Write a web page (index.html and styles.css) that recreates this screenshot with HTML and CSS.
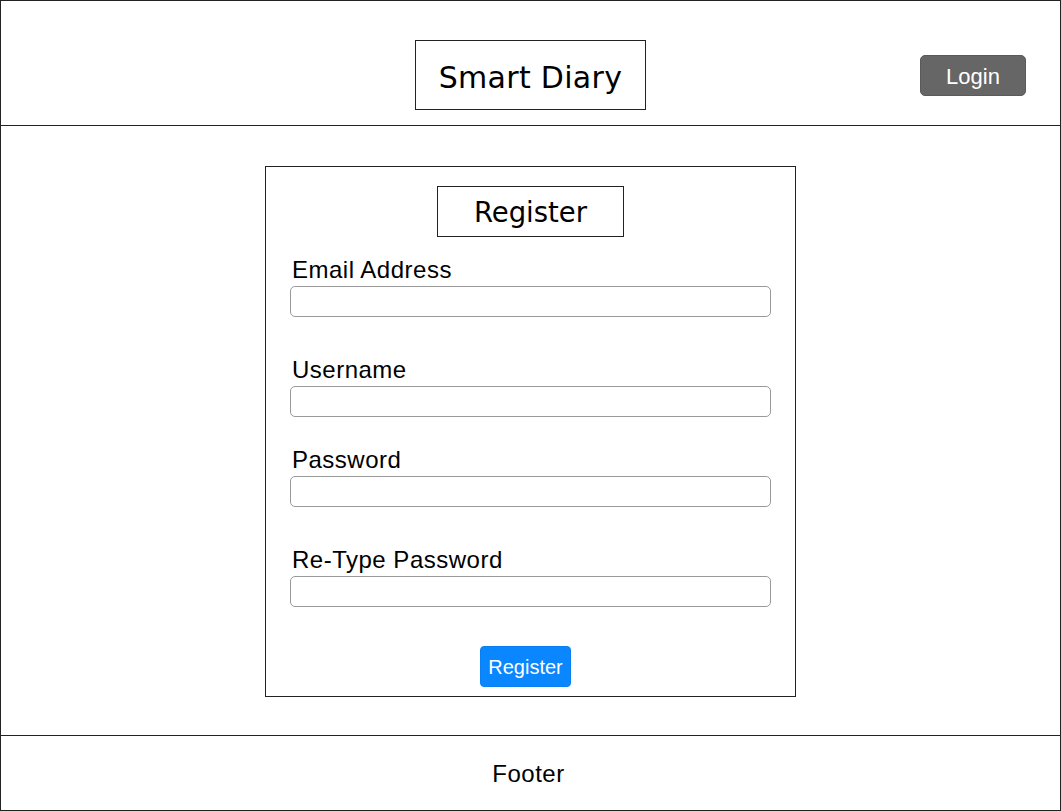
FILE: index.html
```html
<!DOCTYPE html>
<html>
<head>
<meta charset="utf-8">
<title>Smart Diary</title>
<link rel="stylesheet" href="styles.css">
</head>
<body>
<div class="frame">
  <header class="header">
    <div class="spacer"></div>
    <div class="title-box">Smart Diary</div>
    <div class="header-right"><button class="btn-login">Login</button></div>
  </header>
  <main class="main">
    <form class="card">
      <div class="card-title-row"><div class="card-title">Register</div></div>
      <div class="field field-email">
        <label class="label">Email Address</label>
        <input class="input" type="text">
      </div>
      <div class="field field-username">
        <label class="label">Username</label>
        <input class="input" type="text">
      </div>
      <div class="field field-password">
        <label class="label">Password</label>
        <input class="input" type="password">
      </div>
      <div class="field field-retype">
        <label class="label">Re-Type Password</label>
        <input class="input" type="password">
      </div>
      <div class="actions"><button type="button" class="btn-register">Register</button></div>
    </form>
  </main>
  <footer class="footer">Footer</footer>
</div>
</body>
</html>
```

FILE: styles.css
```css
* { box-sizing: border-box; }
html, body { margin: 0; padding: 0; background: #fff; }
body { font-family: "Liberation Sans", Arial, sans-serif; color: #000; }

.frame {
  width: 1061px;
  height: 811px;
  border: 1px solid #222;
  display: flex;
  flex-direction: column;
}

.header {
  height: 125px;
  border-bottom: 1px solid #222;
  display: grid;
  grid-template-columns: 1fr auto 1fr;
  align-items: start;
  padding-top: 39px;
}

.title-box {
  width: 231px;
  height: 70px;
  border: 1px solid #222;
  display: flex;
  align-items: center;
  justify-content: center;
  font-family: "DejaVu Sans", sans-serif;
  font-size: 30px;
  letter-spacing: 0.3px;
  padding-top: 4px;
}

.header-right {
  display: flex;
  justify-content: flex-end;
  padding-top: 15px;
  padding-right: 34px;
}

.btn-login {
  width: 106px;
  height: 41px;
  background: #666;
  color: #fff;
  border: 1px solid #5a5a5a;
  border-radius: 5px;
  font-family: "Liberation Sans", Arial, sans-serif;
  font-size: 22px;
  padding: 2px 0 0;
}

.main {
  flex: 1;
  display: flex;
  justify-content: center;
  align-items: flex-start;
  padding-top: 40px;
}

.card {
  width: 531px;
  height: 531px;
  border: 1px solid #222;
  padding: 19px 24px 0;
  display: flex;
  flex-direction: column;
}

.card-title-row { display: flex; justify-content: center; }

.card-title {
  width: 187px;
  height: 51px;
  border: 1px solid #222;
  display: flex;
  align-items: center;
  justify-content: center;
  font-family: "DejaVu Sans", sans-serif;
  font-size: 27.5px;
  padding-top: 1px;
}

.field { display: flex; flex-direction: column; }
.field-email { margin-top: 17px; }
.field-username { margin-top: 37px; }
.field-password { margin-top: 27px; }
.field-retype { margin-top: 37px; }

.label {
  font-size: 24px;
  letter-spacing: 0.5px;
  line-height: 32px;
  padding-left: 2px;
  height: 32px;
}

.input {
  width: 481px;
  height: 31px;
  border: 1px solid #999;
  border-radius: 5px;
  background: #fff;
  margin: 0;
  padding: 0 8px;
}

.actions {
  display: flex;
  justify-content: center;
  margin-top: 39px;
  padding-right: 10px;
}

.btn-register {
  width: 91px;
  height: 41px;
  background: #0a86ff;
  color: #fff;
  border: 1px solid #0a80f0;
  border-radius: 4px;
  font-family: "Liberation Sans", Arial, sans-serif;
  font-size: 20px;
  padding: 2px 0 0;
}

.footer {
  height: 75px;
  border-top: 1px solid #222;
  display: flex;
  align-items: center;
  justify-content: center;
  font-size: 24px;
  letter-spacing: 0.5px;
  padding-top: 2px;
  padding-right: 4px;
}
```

### Problem
Extract the full listing above verbatim; pictures are to be left out of the copy.

### Answer for the task
Write a web page (index.html and styles.css) that recreates this screenshot with HTML and CSS.
FILE: index.html
```html
<!DOCTYPE html>
<html>
<head>
<meta charset="utf-8">
<title>Smart Diary</title>
<link rel="stylesheet" href="styles.css">
</head>
<body>
<div class="frame">
  <header class="header">
    <div class="spacer"></div>
    <div class="title-box">Smart Diary</div>
    <div class="header-right"><button class="btn-login">Login</button></div>
  </header>
  <main class="main">
    <form class="card">
      <div class="card-title-row"><div class="card-title">Register</div></div>
      <div class="field field-email">
        <label class="label">Email Address</label>
        <input class="input" type="text">
      </div>
      <div class="field field-username">
        <label class="label">Username</label>
        <input class="input" type="text">
      </div>
      <div class="field field-password">
        <label class="label">Password</label>
        <input class="input" type="password">
      </div>
      <div class="field field-retype">
        <label class="label">Re-Type Password</label>
        <input class="input" type="password">
      </div>
      <div class="actions"><button type="button" class="btn-register">Register</button></div>
    </form>
  </main>
  <footer class="footer">Footer</footer>
</div>
</body>
</html>
```

FILE: styles.css
```css
* { box-sizing: border-box; }
html, body { margin: 0; padding: 0; background: #fff; }
body { font-family: "Liberation Sans", Arial, sans-serif; color: #000; }

.frame {
  width: 1061px;
  height: 811px;
  border: 1px solid #222;
  display: flex;
  flex-direction: column;
}

.header {
  height: 125px;
  border-bottom: 1px solid #222;
  display: grid;
  grid-template-columns: 1fr auto 1fr;
  align-items: start;
  padding-top: 39px;
}

.title-box {
  width: 231px;
  height: 70px;
  border: 1px solid #222;
  display: flex;
  align-items: center;
  justify-content: center;
  font-family: "DejaVu Sans", sans-serif;
  font-size: 30px;
  letter-spacing: 0.3px;
  padding-top: 4px;
}

.header-right {
  display: flex;
  justify-content: flex-end;
  padding-top: 15px;
  padding-right: 34px;
}

.btn-login {
  width: 106px;
  height: 41px;
  background: #666;
  color: #fff;
  border: 1px solid #5a5a5a;
  border-radius: 5px;
  font-family: "Liberation Sans", Arial, sans-serif;
  font-size: 22px;
  padding: 2px 0 0;
}

.main {
  flex: 1;
  display: flex;
  justify-content: center;
  align-items: flex-start;
  padding-top: 40px;
}

.card {
  width: 531px;
  height: 531px;
  border: 1px solid #222;
  padding: 19px 24px 0;
  display: flex;
  flex-direction: column;
}

.card-title-row { display: flex; justify-content: center; }

.card-title {
  width: 187px;
  height: 51px;
  border: 1px solid #222;
  display: flex;
  align-items: center;
  justify-content: center;
  font-family: "DejaVu Sans", sans-serif;
  font-size: 27.5px;
  padding-top: 1px;
}

.field { display: flex; flex-direction: column; }
.field-email { margin-top: 17px; }
.field-username { margin-top: 37px; }
.field-password { margin-top: 27px; }
.field-retype { margin-top: 37px; }

.label {
  font-size: 24px;
  letter-spacing: 0.5px;
  line-height: 32px;
  padding-left: 2px;
  height: 32px;
}

.input {
  width: 481px;
  height: 31px;
  border: 1px solid #999;
  border-radius: 5px;
  background: #fff;
  margin: 0;
  padding: 0 8px;
}

.actions {
  display: flex;
  justify-content: center;
  margin-top: 39px;
  padding-right: 10px;
}

.btn-register {
  width: 91px;
  height: 41px;
  background: #0a86ff;
  color: #fff;
  border: 1px solid #0a80f0;
  border-radius: 4px;
  font-family: "Liberation Sans", Arial, sans-serif;
  font-size: 20px;
  padding: 2px 0 0;
}

.footer {
  height: 75px;
  border-top: 1px solid #222;
  display: flex;
  align-items: center;
  justify-content: center;
  font-size: 24px;
  letter-spacing: 0.5px;
  padding-top: 2px;
  padding-right: 4px;
}
```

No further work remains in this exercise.